:: Work to complete ::
Scan the material below for the string "styles", and copy every line where it shows up.

:: Given data ::
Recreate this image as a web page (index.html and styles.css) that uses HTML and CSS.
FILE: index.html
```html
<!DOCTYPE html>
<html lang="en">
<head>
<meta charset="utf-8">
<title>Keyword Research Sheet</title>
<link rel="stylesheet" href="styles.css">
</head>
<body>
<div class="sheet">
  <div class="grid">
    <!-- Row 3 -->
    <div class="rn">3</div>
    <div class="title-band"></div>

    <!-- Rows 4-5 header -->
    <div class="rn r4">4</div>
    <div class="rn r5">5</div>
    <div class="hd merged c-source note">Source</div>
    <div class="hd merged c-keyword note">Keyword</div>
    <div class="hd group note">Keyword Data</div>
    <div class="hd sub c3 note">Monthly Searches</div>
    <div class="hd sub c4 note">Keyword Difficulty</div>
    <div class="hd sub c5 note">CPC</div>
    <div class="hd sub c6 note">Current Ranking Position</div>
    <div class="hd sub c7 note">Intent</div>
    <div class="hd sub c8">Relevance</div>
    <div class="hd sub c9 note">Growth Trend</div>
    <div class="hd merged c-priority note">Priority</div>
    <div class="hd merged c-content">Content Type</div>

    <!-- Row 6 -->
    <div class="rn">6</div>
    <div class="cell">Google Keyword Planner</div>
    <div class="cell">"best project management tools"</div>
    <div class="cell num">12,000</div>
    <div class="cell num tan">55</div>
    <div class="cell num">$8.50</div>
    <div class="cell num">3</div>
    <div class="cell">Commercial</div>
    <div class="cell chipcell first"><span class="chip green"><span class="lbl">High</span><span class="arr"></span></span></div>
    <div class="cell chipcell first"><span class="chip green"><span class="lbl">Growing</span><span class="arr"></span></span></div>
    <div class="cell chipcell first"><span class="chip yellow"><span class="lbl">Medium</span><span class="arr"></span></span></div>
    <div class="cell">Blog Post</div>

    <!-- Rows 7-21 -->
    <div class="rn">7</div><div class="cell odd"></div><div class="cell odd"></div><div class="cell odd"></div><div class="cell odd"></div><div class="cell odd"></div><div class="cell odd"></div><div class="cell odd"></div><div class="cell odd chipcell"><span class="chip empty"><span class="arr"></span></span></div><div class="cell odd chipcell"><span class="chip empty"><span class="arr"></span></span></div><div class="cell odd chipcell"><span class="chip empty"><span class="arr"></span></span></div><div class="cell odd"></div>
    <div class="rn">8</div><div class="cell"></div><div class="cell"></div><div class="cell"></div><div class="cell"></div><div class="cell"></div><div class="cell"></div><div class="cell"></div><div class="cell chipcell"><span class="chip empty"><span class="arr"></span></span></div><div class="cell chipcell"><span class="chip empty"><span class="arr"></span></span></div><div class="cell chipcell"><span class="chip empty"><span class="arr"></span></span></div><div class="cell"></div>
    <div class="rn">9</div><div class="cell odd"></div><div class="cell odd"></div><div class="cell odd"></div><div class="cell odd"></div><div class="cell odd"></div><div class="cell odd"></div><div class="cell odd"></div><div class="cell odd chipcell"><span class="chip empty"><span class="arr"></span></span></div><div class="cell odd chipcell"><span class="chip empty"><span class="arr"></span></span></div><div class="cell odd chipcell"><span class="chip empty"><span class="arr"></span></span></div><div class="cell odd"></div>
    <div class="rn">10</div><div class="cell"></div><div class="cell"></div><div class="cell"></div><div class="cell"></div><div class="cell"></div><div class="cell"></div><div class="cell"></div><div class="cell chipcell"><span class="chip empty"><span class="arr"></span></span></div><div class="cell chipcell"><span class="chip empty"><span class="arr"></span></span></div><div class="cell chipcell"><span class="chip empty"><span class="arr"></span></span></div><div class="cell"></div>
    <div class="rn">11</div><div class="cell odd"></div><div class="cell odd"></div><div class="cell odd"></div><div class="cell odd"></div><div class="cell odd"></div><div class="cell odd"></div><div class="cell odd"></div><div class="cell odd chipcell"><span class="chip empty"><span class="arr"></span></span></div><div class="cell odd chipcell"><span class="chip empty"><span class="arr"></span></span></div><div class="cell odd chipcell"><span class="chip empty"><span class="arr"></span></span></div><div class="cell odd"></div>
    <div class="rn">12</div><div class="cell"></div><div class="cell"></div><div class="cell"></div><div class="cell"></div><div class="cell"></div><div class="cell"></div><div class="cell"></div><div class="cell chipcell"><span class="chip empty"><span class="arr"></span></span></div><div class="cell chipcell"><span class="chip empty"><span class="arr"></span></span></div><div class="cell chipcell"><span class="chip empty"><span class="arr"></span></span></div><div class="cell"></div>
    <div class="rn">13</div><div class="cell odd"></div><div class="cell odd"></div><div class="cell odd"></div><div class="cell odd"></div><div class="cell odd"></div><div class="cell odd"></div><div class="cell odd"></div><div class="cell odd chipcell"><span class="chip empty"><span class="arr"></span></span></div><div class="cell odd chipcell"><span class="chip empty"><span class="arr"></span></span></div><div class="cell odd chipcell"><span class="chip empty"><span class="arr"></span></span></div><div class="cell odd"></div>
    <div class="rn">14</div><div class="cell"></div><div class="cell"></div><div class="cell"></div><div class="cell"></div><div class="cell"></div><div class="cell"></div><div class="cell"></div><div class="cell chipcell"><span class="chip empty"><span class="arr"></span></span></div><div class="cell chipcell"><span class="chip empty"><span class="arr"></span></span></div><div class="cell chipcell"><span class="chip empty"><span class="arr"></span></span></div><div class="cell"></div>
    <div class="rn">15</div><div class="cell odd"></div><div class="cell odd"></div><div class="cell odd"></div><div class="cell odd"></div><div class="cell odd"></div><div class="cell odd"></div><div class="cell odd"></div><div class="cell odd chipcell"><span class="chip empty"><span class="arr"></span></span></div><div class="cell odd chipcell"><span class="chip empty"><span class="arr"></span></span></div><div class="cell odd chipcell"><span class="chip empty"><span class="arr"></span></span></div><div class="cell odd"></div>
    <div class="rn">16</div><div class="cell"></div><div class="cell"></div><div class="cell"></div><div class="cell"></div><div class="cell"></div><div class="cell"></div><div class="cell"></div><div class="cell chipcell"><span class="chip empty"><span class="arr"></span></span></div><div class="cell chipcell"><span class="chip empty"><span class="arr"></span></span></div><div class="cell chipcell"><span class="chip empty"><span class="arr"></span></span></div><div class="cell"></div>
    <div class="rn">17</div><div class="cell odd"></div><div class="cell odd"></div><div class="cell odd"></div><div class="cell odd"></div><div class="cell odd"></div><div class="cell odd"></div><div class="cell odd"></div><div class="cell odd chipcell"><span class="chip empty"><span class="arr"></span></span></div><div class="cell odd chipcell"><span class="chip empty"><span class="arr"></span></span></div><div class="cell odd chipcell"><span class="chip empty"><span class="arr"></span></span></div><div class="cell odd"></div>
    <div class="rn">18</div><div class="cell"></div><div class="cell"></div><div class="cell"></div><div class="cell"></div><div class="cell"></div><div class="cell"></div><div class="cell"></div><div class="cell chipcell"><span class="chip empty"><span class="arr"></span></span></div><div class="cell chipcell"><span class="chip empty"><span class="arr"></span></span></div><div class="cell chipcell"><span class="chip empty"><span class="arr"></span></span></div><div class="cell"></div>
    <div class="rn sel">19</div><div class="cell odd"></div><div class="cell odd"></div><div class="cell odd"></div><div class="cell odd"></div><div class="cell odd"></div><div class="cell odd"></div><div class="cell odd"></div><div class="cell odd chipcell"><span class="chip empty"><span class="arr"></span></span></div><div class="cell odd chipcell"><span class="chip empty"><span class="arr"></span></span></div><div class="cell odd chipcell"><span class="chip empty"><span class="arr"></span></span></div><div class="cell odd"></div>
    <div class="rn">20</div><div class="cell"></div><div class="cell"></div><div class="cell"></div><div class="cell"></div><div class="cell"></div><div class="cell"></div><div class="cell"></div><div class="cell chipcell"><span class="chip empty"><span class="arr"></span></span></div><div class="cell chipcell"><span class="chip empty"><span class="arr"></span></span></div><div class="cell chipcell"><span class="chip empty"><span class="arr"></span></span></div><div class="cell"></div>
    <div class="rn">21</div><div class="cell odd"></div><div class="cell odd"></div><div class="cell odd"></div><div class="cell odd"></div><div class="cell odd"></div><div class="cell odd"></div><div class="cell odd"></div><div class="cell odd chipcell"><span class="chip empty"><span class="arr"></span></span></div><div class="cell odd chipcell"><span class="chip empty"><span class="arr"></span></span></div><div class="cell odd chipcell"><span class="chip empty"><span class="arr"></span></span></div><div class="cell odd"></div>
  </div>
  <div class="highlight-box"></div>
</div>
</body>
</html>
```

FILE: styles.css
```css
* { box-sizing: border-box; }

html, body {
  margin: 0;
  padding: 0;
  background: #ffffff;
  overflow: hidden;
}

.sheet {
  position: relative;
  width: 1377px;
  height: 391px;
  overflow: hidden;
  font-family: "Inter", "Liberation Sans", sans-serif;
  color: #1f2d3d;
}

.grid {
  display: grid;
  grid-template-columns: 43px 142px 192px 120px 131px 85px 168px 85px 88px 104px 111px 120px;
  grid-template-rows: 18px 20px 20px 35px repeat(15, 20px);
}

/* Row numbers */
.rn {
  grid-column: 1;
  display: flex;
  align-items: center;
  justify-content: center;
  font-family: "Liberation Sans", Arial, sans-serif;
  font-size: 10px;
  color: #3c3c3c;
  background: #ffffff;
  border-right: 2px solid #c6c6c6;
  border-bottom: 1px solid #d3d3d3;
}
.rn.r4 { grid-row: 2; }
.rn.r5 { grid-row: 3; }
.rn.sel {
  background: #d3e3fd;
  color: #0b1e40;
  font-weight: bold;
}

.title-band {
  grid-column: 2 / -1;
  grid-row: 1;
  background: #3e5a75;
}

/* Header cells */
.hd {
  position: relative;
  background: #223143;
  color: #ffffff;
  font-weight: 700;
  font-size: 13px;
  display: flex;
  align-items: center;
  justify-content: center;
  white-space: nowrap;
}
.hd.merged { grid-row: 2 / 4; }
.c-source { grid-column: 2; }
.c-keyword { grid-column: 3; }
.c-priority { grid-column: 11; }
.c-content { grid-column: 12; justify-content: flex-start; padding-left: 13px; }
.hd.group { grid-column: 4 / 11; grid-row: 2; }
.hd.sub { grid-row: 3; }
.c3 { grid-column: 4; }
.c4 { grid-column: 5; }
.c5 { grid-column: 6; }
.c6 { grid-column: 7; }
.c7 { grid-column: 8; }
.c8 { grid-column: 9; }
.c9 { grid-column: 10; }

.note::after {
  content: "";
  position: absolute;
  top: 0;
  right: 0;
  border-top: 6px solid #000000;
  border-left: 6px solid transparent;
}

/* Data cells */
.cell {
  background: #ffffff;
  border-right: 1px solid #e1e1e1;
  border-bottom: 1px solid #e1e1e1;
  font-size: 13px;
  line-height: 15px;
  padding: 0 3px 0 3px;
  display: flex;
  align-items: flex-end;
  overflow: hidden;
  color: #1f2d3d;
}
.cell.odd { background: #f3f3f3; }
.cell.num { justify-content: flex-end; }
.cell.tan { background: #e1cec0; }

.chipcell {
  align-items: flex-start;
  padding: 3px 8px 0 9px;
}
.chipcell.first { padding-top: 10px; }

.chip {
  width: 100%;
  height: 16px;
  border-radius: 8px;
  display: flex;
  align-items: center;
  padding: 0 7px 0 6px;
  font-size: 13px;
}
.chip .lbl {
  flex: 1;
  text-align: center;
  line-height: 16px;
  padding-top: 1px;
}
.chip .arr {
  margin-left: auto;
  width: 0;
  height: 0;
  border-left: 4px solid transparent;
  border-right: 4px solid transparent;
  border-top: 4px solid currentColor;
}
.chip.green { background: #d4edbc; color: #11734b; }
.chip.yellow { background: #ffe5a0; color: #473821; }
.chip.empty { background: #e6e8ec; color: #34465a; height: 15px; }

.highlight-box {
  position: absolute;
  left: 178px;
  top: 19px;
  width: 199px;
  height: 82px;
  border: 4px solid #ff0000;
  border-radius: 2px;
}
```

:: Correct result ::
Recreate this image as a web page (index.html and styles.css) that uses HTML and CSS.
<link rel="stylesheet" href="styles.css">
FILE: styles.css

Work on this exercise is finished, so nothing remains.